“I don’t know what the heck I’m doing.” I cannot tell you how many times that has gone through my head in the last six months. I have been working a job, filling out scholarship applications, trying to figure out what classes I need to take this semester in college, and figuring out whether or not I am going to be moving out on my own sometime in the near future. That is a whole lot of stuff going on and I am sure there are many other people who are going through just as much if not more things than I am. But there is one defining difference between the millennials and the rest of the people who are struggling: we honestly don’t have any clue as to what it means to be an adult.
Now don’t get all upset, I am fully aware of the minority within the millennial era. This minority being those of us who actually know what we are doing for the most part and even if we don’t we figure it out. Our parents taught us what it would take to be an adult and showed us the reality of what it looks like to grow up. So yes, there are those of us who actually know what it is like to be an adult and have been doing it for a long time. It is this next generation that I am truly concerned about and here is why:
1. They don’t know how to budget.
I have talked to so many parents who just haven’t taught their kids anything about being an adult. I remember sitting in my first ever economics class and finding that 90 percent of the people didn’t even know what making a budget looked like.
2. They have never worked a job.
How is anyone supposed to learn what it means to be responsible and work hard if they are never required to work? They end up taking for granted everything that those before them have done and they end up being spoiled and lazy without any clue of what it takes to truly be an adult.
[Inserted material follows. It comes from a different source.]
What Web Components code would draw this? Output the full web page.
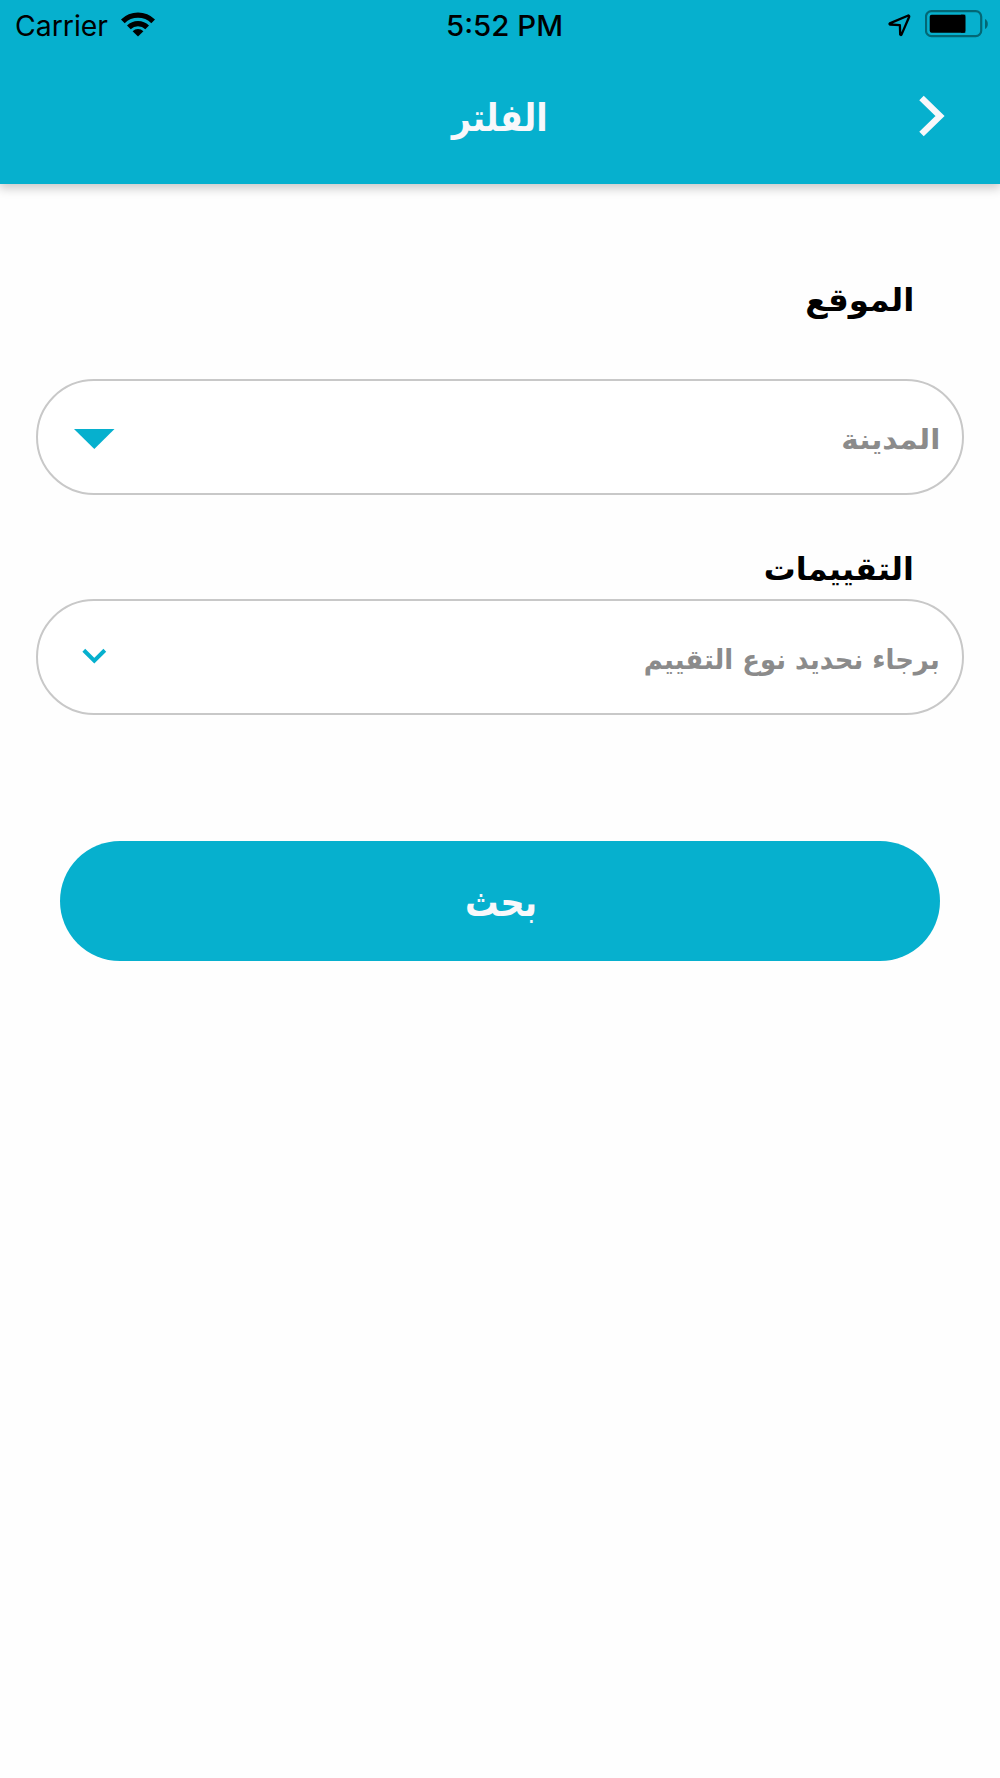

3. Their parents pay for everything.
Many people don’t learn the value of things unless they are paying for it themselves, and I am not talking just allowance money. I am talking about taking the money from point number 2 and using it to buy their own stuff. You would be surprised how suddenly someone will change how they take care of things based off of the fact that they had to pay for it themselves.
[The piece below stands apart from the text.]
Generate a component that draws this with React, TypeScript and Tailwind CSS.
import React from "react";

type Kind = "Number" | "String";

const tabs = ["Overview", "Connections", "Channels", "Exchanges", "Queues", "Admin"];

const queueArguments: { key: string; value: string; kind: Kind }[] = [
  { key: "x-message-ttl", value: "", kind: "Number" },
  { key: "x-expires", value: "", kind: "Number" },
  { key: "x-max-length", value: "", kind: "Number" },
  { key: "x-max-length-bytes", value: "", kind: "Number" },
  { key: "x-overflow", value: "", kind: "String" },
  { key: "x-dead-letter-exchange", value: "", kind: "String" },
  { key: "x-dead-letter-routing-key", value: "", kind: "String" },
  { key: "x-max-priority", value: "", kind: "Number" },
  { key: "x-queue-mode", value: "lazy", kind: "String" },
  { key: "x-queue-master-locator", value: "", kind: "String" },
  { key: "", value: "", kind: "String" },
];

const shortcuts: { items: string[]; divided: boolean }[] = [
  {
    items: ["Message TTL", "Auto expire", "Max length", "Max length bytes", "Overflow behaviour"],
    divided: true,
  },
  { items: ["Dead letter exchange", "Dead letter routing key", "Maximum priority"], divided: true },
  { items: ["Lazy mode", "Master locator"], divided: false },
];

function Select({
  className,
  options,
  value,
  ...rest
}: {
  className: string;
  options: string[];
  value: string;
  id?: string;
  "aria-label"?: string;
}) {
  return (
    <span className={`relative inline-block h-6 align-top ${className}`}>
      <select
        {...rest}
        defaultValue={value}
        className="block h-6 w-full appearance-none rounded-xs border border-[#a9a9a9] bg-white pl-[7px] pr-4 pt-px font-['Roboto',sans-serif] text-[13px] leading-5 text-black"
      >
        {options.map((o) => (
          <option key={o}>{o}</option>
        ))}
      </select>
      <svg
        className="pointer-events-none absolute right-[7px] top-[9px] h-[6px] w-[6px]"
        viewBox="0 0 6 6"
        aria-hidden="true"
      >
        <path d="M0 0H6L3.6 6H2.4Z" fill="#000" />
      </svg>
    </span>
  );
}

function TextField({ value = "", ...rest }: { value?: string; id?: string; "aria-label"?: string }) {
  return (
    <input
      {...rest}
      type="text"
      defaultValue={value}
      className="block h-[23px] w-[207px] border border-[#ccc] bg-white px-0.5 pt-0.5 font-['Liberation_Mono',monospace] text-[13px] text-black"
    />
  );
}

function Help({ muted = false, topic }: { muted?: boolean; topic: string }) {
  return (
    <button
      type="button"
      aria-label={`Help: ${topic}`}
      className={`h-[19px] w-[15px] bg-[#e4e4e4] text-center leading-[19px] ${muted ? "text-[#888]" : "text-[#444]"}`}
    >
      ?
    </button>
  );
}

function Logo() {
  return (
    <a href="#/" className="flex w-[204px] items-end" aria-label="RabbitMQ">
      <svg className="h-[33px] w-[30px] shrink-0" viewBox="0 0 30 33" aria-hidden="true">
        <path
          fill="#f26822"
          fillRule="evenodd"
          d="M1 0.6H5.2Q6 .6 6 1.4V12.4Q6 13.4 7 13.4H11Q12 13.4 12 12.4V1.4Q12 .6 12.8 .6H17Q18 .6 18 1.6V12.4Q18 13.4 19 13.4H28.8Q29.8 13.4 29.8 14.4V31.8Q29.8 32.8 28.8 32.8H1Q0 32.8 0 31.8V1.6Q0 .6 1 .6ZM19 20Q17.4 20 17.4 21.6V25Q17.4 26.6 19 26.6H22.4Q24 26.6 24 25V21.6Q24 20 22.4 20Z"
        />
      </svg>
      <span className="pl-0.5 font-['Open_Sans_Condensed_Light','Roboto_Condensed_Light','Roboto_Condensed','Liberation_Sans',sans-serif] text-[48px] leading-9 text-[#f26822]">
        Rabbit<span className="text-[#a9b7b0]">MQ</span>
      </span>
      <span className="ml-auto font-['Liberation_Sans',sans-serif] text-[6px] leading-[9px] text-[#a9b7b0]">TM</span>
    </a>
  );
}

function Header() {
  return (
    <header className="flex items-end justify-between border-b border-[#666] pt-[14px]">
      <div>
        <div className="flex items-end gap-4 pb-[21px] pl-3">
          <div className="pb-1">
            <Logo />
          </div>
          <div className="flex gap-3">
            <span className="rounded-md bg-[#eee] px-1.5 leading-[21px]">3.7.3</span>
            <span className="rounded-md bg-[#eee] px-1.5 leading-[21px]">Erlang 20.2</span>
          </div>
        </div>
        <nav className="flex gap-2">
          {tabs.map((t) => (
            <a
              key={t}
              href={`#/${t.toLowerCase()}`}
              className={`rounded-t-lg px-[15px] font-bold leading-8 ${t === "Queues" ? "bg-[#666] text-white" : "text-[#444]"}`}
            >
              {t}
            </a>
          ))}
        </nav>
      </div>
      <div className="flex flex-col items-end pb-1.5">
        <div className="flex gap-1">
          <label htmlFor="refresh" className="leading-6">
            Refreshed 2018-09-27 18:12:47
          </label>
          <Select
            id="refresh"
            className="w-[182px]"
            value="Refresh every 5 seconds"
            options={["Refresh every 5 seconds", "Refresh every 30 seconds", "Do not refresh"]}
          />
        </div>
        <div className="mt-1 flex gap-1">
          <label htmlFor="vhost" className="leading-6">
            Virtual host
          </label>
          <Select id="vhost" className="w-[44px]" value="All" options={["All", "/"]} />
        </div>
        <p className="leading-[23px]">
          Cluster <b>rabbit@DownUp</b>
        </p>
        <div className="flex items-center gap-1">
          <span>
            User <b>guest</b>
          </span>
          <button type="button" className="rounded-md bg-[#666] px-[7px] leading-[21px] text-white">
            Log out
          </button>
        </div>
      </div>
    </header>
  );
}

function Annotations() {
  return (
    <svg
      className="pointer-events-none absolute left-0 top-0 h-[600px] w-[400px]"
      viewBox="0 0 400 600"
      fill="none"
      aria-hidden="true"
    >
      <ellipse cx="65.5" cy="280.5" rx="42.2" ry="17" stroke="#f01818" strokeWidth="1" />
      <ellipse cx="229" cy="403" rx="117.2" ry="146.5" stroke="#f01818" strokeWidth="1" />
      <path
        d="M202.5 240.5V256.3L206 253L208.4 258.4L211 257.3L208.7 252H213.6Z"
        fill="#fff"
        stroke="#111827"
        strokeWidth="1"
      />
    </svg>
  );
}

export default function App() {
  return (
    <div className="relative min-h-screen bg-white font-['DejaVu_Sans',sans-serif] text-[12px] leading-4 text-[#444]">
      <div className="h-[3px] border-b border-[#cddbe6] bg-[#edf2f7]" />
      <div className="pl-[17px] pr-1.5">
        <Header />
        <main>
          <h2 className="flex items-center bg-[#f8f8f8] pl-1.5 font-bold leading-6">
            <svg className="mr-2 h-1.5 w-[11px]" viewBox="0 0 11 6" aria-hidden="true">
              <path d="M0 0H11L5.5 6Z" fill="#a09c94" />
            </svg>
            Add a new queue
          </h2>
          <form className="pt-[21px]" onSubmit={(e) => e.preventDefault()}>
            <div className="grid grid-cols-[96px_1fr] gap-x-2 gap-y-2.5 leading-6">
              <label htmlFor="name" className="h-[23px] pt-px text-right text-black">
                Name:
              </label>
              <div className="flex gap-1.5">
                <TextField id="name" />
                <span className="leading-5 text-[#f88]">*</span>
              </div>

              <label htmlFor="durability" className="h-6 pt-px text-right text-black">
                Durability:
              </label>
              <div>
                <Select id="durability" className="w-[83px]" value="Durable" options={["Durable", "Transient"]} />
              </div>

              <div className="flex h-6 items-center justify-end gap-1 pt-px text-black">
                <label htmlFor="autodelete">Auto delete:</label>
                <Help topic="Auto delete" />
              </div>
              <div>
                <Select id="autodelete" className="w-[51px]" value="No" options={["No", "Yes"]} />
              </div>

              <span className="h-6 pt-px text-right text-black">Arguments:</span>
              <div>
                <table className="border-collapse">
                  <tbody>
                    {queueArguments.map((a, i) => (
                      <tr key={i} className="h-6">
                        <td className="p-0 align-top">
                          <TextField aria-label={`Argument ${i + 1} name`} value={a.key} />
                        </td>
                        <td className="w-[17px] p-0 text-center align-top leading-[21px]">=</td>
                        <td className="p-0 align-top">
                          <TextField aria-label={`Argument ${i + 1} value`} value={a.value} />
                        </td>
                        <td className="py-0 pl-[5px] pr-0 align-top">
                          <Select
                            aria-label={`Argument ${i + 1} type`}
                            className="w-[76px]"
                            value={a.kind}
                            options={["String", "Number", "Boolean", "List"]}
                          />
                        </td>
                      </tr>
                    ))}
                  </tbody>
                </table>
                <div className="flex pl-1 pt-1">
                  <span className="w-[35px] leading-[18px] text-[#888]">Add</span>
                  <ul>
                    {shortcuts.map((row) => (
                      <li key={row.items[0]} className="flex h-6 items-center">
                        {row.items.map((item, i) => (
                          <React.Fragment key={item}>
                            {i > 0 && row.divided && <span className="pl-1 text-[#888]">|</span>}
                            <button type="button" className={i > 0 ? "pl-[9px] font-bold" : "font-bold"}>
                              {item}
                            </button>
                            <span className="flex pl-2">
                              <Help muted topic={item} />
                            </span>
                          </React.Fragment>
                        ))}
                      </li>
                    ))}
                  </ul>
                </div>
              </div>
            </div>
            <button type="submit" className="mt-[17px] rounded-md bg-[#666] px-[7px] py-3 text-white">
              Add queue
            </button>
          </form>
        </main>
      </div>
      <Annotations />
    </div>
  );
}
4. No one has ever shared what they went through to become an adult.
I was so blessed that I was told the stories of what my family members went through on their journey of adulthood. Things that make me say, “I am not doing too bad.” When someone is willing to come up to you and say, “I have been there,” it not only gives a little support but it also gives you the opportunity to share and tell the person how you got through it.
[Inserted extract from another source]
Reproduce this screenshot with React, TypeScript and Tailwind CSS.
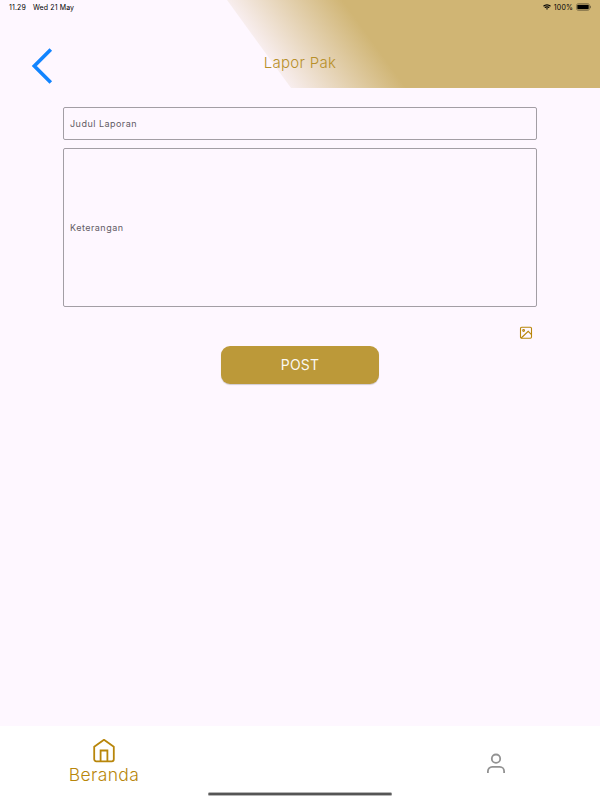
const StatusBar = () => (
  <div className="relative flex h-[14px] items-center justify-between pl-[9px] pr-[9px] text-[7px] leading-none text-black">
    <div className="flex gap-[7px] tracking-[0.12px]">
      <span>11.29</span>
      <span>Wed 21 May</span>
    </div>
    <div className="flex items-center gap-[3px]">
      <svg width="8" height="6" viewBox="0 0 16 12" fill="none" stroke="black" strokeWidth="2.4">
        <path d="M1 4.5a10 10 0 0 1 14 0M3.6 7.4a6.2 6.2 0 0 1 8.8 0" />
        <path d="M8 11.5 5.8 9.3a3.2 3.2 0 0 1 4.4 0z" fill="black" stroke="none" />
      </svg>
      <span className="tracking-[0.15px]">100%</span>
      <svg width="15" height="8" viewBox="0 0 15 8">
        <rect x="0.5" y="0.5" width="13" height="7" rx="2" fill="none" stroke="black" strokeOpacity="0.3" />
        <rect x="1.3" y="1.8" width="11.4" height="4.4" rx="0.8" fill="black" />
        <rect x="14" y="2.8" width="1" height="2.4" fill="black" fillOpacity="0.4" />
      </svg>
    </div>
  </div>
);

const Header = () => (
  <header className="relative h-[88px]">
    {/* Slanted gold panel behind the title */}
    <div className="absolute inset-y-0 right-0 w-[373px] bg-[linear-gradient(54deg,#f8eeef_51px,#d0b574_145px)] [clip-path:polygon(0_0,100%_0,100%_100%,64px_100%)]" />
    <StatusBar />
    <div className="relative grid grid-cols-3 pt-[33px]">
      <svg className="ml-[31px]" width="22" height="38" viewBox="0 0 22 38" fill="none" stroke="#1284ff" strokeWidth="3.6">
        <path d="M19.8 2.5 3.3 19 19.8 35.5" />
      </svg>
      <h1 className="pt-[6px] text-center text-[15px] font-light leading-[20px] tracking-[0.3px] text-[#b8902a]">Lapor Pak</h1>
    </div>
  </header>
);

const HomeIcon = () => (
  <svg width="26" height="26" viewBox="0 0 26 26" fill="none" stroke="#b8860b" strokeWidth="1.8" strokeLinejoin="round">
    <path d="M3.2 8.7 13 1.8l9.8 6.9v12.6a2 2 0 0 1-2 2H5.2a2 2 0 0 1-2-2z" />
    <path d="M9.6 23.3V12.5h6.8v10.8" strokeLinejoin="miter" />
  </svg>
);

const UserIcon = () => (
  <svg className="mx-auto" width="26" height="26" viewBox="0 0 26 26" fill="none" stroke="#929292" strokeWidth="1.8">
    <circle cx="13" cy="7.7" r="4.2" />
    <path d="M4.9 22v-1.8a4.3 4.3 0 0 1 4.3-4.3h7.6a4.3 4.3 0 0 1 4.3 4.3V22" />
  </svg>
);

const PictureIcon = () => (
  <svg className="mt-[19px] mr-[4px] self-end" width="14" height="14" viewBox="0 0 14 14" fill="none" stroke="#b8860b" strokeWidth="1.1">
    <rect x="1.5" y="1.3" width="11" height="11" rx="1.2" />
    <circle cx="4.6" cy="4.5" r="0.9" />
    <path d="M2.2 12 9.2 5.3l3.3 3.3" />
  </svg>
);

const BottomNav = () => (
  <nav className="relative flex h-[74px] justify-between bg-white">
    <div className="flex w-[208px] flex-col items-center pt-[12px] text-[#b8860b]">
      <HomeIcon />
      <span className="text-[17.5px] font-light leading-[22px] tracking-[0.35px]">Beranda</span>
    </div>
    <div className="w-[208px] pt-[25px]">
      <UserIcon />
    </div>
    {/* Home indicator */}
    <div className="absolute bottom-[4px] left-[208px] h-[4px] w-[184px] rounded-full border-y border-[#b5b5b5] bg-[#555]" />
  </nav>
);

export default function App() {
  return (
    <div className="flex h-[800px] w-[600px] flex-col overflow-hidden bg-[#fef7ff] font-[Inter,sans-serif]">
      <Header />
      <main className="flex flex-1 flex-col px-[63px] pt-[19px] text-[9px] tracking-[0.48px] text-[#625b65]">
        <div className="flex h-[33px] items-center rounded-[2px] border border-[#a39ea5] px-[6px]">Judul Laporan</div>
        <div className="mt-[8px] flex h-[159px] items-center rounded-[2px] border border-[#a39ea5] px-[6px]">Keterangan</div>
        <PictureIcon />
        <button className="mt-[6px] h-[38px] w-[158px] self-center rounded-[9px] bg-[#bc9939] pb-px text-[14px] tracking-[0.2px] text-white/95 shadow-[0_1px_1px_rgba(0,0,0,0.18)]">
          POST
        </button>
      </main>
      <BottomNav />
    </div>
  );
}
5. “Failure is not an option.”
For someone to admit failure is hard but not only is it hard, it is also rare. Nowadays everything revolves around success, fame, and money, no one is willing to admit to the failures they went through in order to achieve such greatness. Henry Ford once said, “Failure is only the opportunity to begin again, only this time more wisely.”
This just scratches the surface of all the things that this generation is missing out on. Someone needs to teach these things to them. Just like anything else in life there is no way to know how to do something without being taught. So instead of blaming the millennials for being ignorant, maybe it is time that the elders stood up and taught us differently.